Völlig außer Form

Fußball-WM Aus Brasilien werden reihenweise Videokolumnen gesendet, deren Inhalt und Aufmachung an die Grenze des guten Geschmacks reicht
Ausgabe 26/2014
Investigativjournalismus auf der Fähre by Harald Stenger: "Do you know Lukas Podolski? And Philipp Lahm? Bastian Schweinsteiger?"
Investigativjournalismus auf der Fähre by Harald Stenger: "Do you know Lukas Podolski? And Philipp Lahm? Bastian Schweinsteiger?"

Foto: Screenshot, spiegel.de

Berichterstattung über die Fußball-WM ist eine Königsdisziplin, da machte sich ZDF-Sportchef Dieter Gruschwitz Gedanken zum Unterschied zwischen Präpositionen: „Die Welt wird nicht nur nach, sondern auch auf Brasilien schauen.“ Schauen wollen auch kleinere, mobile Einheiten: Wie bereits vor zwei Jahren hat der DFB eine Art Kamerateam dabei (tv.dfb.de) und nicht nach, sondern auf Brasilien wurde auch Harald Stenger losgelassen: Der hessische Ex-DFB-Pressechef ist jetzt wieder so etwas wie ein Journalist, er videokolumniert für Spiegel Online. Für zeit.de meldet sich ein Webreporter von der Copacabana. Der Ton ist noch schlechter als die Einführung: „Zugegeben, es ist nicht so superausgefallen, sich aus Brasilien ausgerechnet von hier zu melden“, sagt Christian Spiller. Recht hat er.

Videokolumnen im deutschen Onlinejournalismus: Redakteure lesen vom Blatt, alles Mögliche wird von allen Möglichen erläutert. Gern mit der Kamera vom Stativ, die Bücherwand im Rücken. Meist sind die Beiträge eine Übertragung der Schriftform, ohne Mehrwert und ohne dass dem Bild ein eigenes Recht zukommen würde. Auch kennen die Kollegen ihre Technik nicht so genau, der Trip nach Brasilien ist ein Workshop in Kameraführung und Schnitt. Und ihre Formate wissen nicht recht, was sie erzählen wollen: Spiller redet am Strand gegen Brandung und fest installierte Kamera an, es geht um Dinge außerhalb des Bildrahmens: „Zum Beispiel hätte man das ganze Geld auch anders investieren können“ – linke Hand fährt aus, da liegen wohl Favelas. Kommt jetzt eine Grundsatzerörterung zum Thema Kommerz? Eine These? Recherche vor Ort? Nein.

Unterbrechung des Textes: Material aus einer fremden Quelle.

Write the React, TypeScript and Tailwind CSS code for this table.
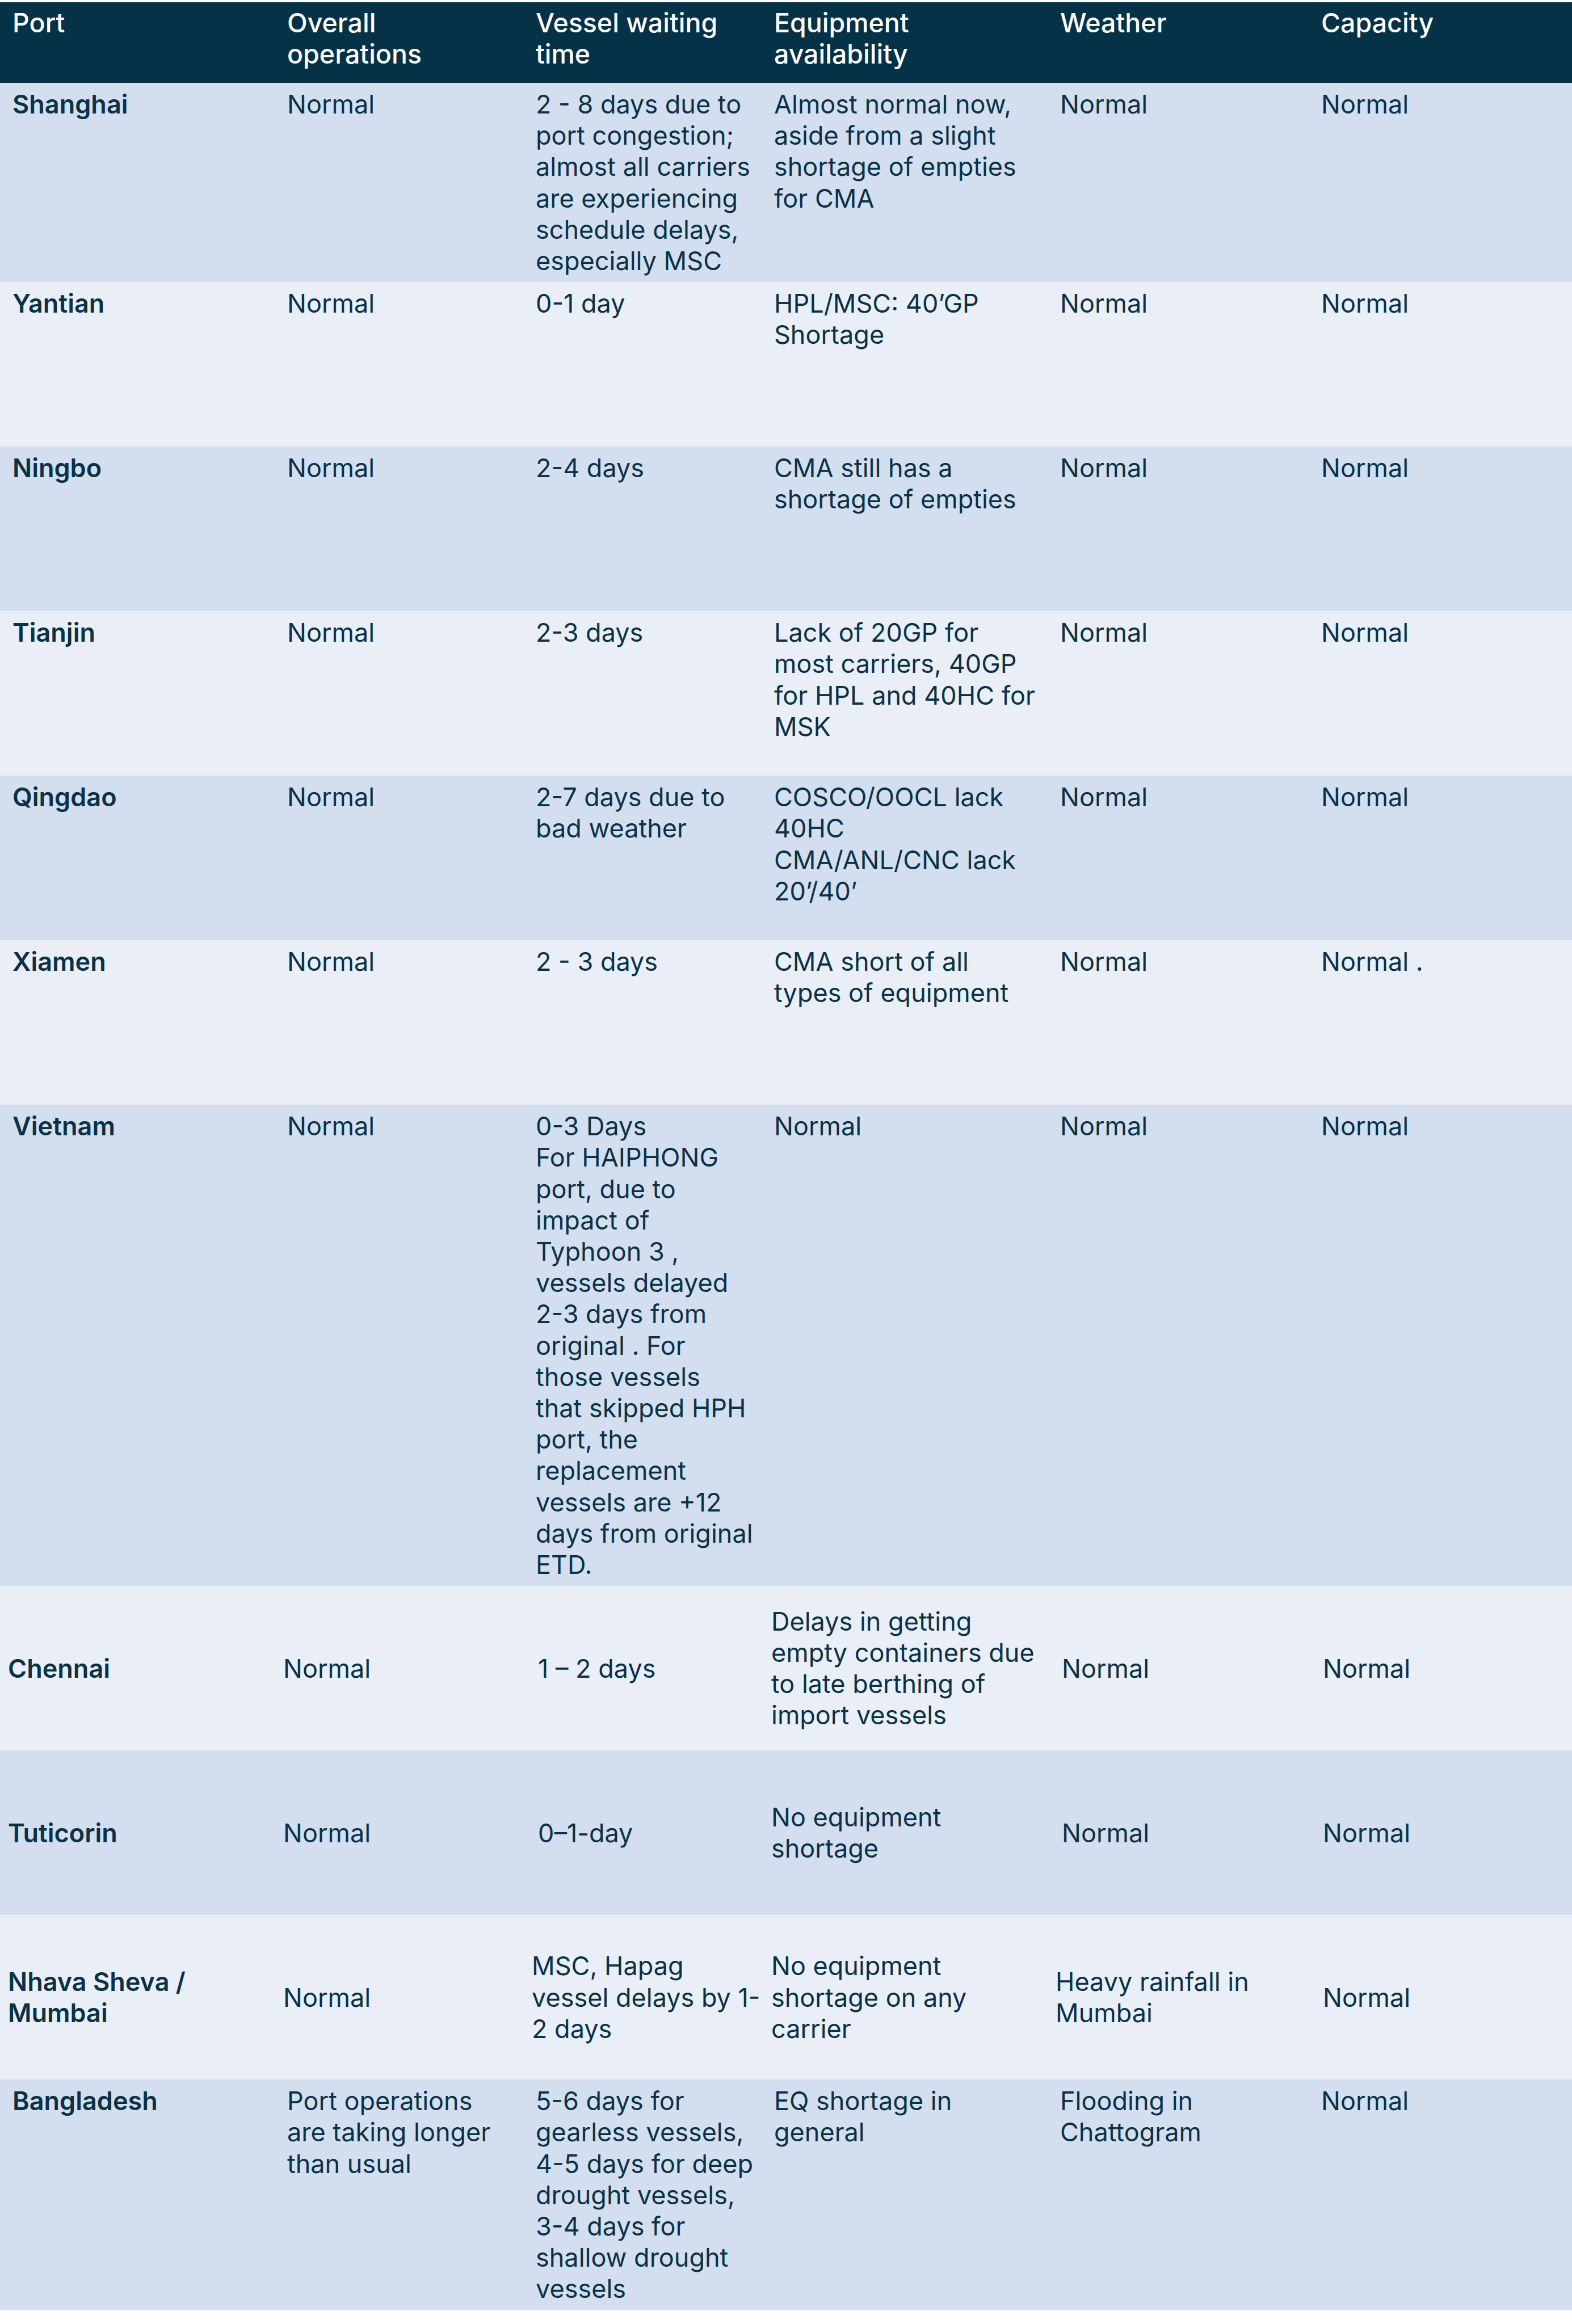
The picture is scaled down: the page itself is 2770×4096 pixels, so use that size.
type Row = {
  port: string[]
  cells: string[][]
  shade: 'dark' | 'light'
  centered?: boolean
  pads?: string[]
}

const headers = [
  ['Port'],
  ['Overall', 'operations'],
  ['Vessel waiting', 'time'],
  ['Equipment', 'availability'],
  ['Weather'],
  ['Capacity'],
]

const rows: Row[] = [
  {
    port: ['Shanghai'],
    shade: 'dark',
    cells: [
      ['Normal'],
      ['2 - 8 days due to', 'port congestion;', 'almost all carriers', 'are experiencing', 'schedule delays,', 'especially MSC'],
      ['Almost normal now,', 'aside from a slight', 'shortage of empties', 'for CMA'],
      ['Normal'],
      ['Normal'],
    ],
  },
  {
    port: ['Yantian'],
    shade: 'light',
    cells: [['Normal'], ['0-1 day'], ['HPL/MSC: 40’GP', 'Shortage'], ['Normal'], ['Normal']],
  },
  {
    port: ['Ningbo'],
    shade: 'dark',
    cells: [['Normal'], ['2-4 days'], ['CMA still has a', 'shortage of empties'], ['Normal'], ['Normal']],
  },
  {
    port: ['Tianjin'],
    shade: 'light',
    cells: [
      ['Normal'],
      ['2-3 days'],
      ['Lack of 20GP for', 'most carriers, 40GP', 'for HPL and 40HC for', 'MSK'],
      ['Normal'],
      ['Normal'],
    ],
  },
  {
    port: ['Qingdao'],
    shade: 'dark',
    cells: [
      ['Normal'],
      ['2-7 days due to', 'bad weather'],
      ['COSCO/OOCL lack', '40HC', 'CMA/ANL/CNC lack', '20’/40’'],
      ['Normal'],
      ['Normal'],
    ],
  },
  {
    port: ['Xiamen'],
    shade: 'light',
    cells: [['Normal'], ['2 - 3 days'], ['CMA short of all', 'types of equipment'], ['Normal'], ['Normal .']],
  },
  {
    port: ['Vietnam'],
    shade: 'dark',
    cells: [
      ['Normal'],
      [
        '0-3 Days',
        'For HAIPHONG',
        'port, due to',
        'impact of',
        'Typhoon 3 ,',
        'vessels delayed',
        '2-3 days from',
        'original . For',
        'those vessels',
        'that skipped HPH',
        'port, the',
        'replacement',
        'vessels are +12',
        'days from original',
        'ETD.',
      ],
      ['Normal'],
      ['Normal'],
      ['Normal'],
    ],
  },
  {
    port: ['Chennai'],
    shade: 'light',
    centered: true,
    pads: ['pl-[14px]', 'pl-[15px]', 'pl-[26px]', 'pl-[17px]', 'pl-[25px]', 'pl-[25px]'],
    cells: [
      ['Normal'],
      ['1 – 2 days'],
      ['Delays in getting', 'empty containers due', 'to late berthing of', 'import vessels'],
      ['Normal'],
      ['Normal'],
    ],
  },
  {
    port: ['Tuticorin'],
    shade: 'dark',
    centered: true,
    pads: ['pl-[14px]', 'pl-[15px]', 'pl-[26px]', 'pl-[17px]', 'pl-[25px]', 'pl-[25px]'],
    cells: [['Normal'], ['0–1-day'], ['No equipment', 'shortage'], ['Normal'], ['Normal']],
  },
  {
    port: ['Nhava Sheva /', 'Mumbai'],
    shade: 'light',
    centered: true,
    pads: ['pl-[14px]', 'pl-[15px]', 'pl-[15px]', 'pl-[17px]', 'pl-[14px]', 'pl-[25px]'],
    cells: [
      ['Normal'],
      ['MSC, Hapag', 'vessel delays by 1-', '2 days'],
      ['No equipment', 'shortage on any', 'carrier'],
      ['Heavy rainfall in', 'Mumbai'],
      ['Normal'],
    ],
  },
  {
    port: ['Bangladesh'],
    shade: 'dark',
    cells: [
      ['Port operations', 'are taking longer', 'than usual'],
      ['5-6 days for', 'gearless vessels,', '4-5 days for deep', 'drought vessels,', '3-4 days for', 'shallow drought', 'vessels'],
      ['EQ shortage in', 'general'],
      ['Flooding in', 'Chattogram'],
      ['Normal'],
    ],
  },
]

const gridCols = 'grid grid-cols-[484px_438px_420px_504px_460px_464px]'

function Lines({ lines }: { lines: string[] }) {
  return (
    <>
      {lines.map((l, i) => (
        <div key={i} className="whitespace-nowrap">
          {l}
        </div>
      ))}
    </>
  )
}

export default function App() {
  return (
    <div
      className="w-[2770px] min-h-[4096px] bg-white pt-[4px] text-[45px] leading-[55.2px] text-[#0a3246]"
      style={{ fontFamily: 'Inter, "Noto Sans", sans-serif' }}
    >
      {/* header */}
      <div className={`${gridCols} h-[142px] bg-[#063247] text-[46.5px] text-white font-medium`}>
        {headers.map((h, i) => (
          <div key={i} className="pl-[22px] pt-[9px]">
            <Lines lines={h} />
          </div>
        ))}
      </div>

      {rows.map((row, r) => {
        const bg = row.shade === 'dark' ? 'bg-[#d3deef]' : 'bg-[#e9eef7]'
        const pad = (i: number) => (row.pads ? row.pads[i] : 'pl-[22px]')
        return (
          <div
            key={r}
            className={`${gridCols} ${bg} min-h-[290px] py-[10px] ${row.centered ? 'items-center' : 'items-start'}`}
          >
            <div className={`${pad(0)} font-semibold`}>
              <Lines lines={row.port} />
            </div>
            {row.cells.map((c, i) => (
              <div key={i} className={pad(i + 1)}>
                <Lines lines={c} />
              </div>
            ))}
          </div>
        )
      })}
    </div>
  )
}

In der Reihe mit dem irrigen Titel Studio Stenger (aus dem Studio kommt hier nichts) entpuppt sich Harald Stenger als entfernter Verwandter eines Osnabrückers, des größten Nussknackers der Welt nämlich. Hölzern sitzt Stenger, dem sprichwörtlichen deutschen Touristen furchterregend ähnlich, im gebügelten Kurzarmhemd in einer Kneipe und schaut auf das Brasilien-Spiel. Wenn er Jogi Löw trifft, wirkt es eitel und hohl.

Seine Brasilienreise ist eher Rentnertrip: Mit drei Bröckchen Portugiesisch hampelt er über die Fähre, fragt Spielernamen ab, reckt Daumen. Grafiken kommen aus der digitalen Steinzeit. Im Gespräch mit dem Ex-Profi Arne Friedrich sitzt er schön mit dem Rücken zur Straße, der Schnitt springt brav hin und her, auswendig gelernte Fragen immer im Bild, Antworten auch. Und so hören wir Autolärm, wenn wir auf Stenger blicken, das Licht zeigt an, dass sie nachgedreht wurden, eine Tonblende wäre fein. Arne Friedrich sagt, dass man eine Abwehr braucht. Nach dem Sieg der Nationalmannschaft über Portugal schnitt Stenger Worte aus einer Spanplatte aus: „Es. War. Eine. Echte. Teamleistung.“

Beim DFB gibt es eine Mischung aus vorproduzierten Spielerporträts und „Eindrücken“ zu Fahrstuhlmusik. Die Kamera zittert, allerlei Füße laufen durchs Bild, Bälle werden angenommen, soll wohl heißen: Training. Die Videos schließen keine Lücke, sie weisen auf eine hin. Das Bildmaterial ist PR, streng eingegrenzt zwischen Unvermögen und Schweigepflicht. Es soll zeigen: Wir sind dabei. So gesehen produziert der DFB offen das, worum die journalistisch gemeinten Kolumnen sich mühsam drücken: Eigen-PR. Die Onlinekolumnen berichten zwar nichts, sind aber auch da. Sie fuhren nach Brasilien, um ein bisschen zu schauen.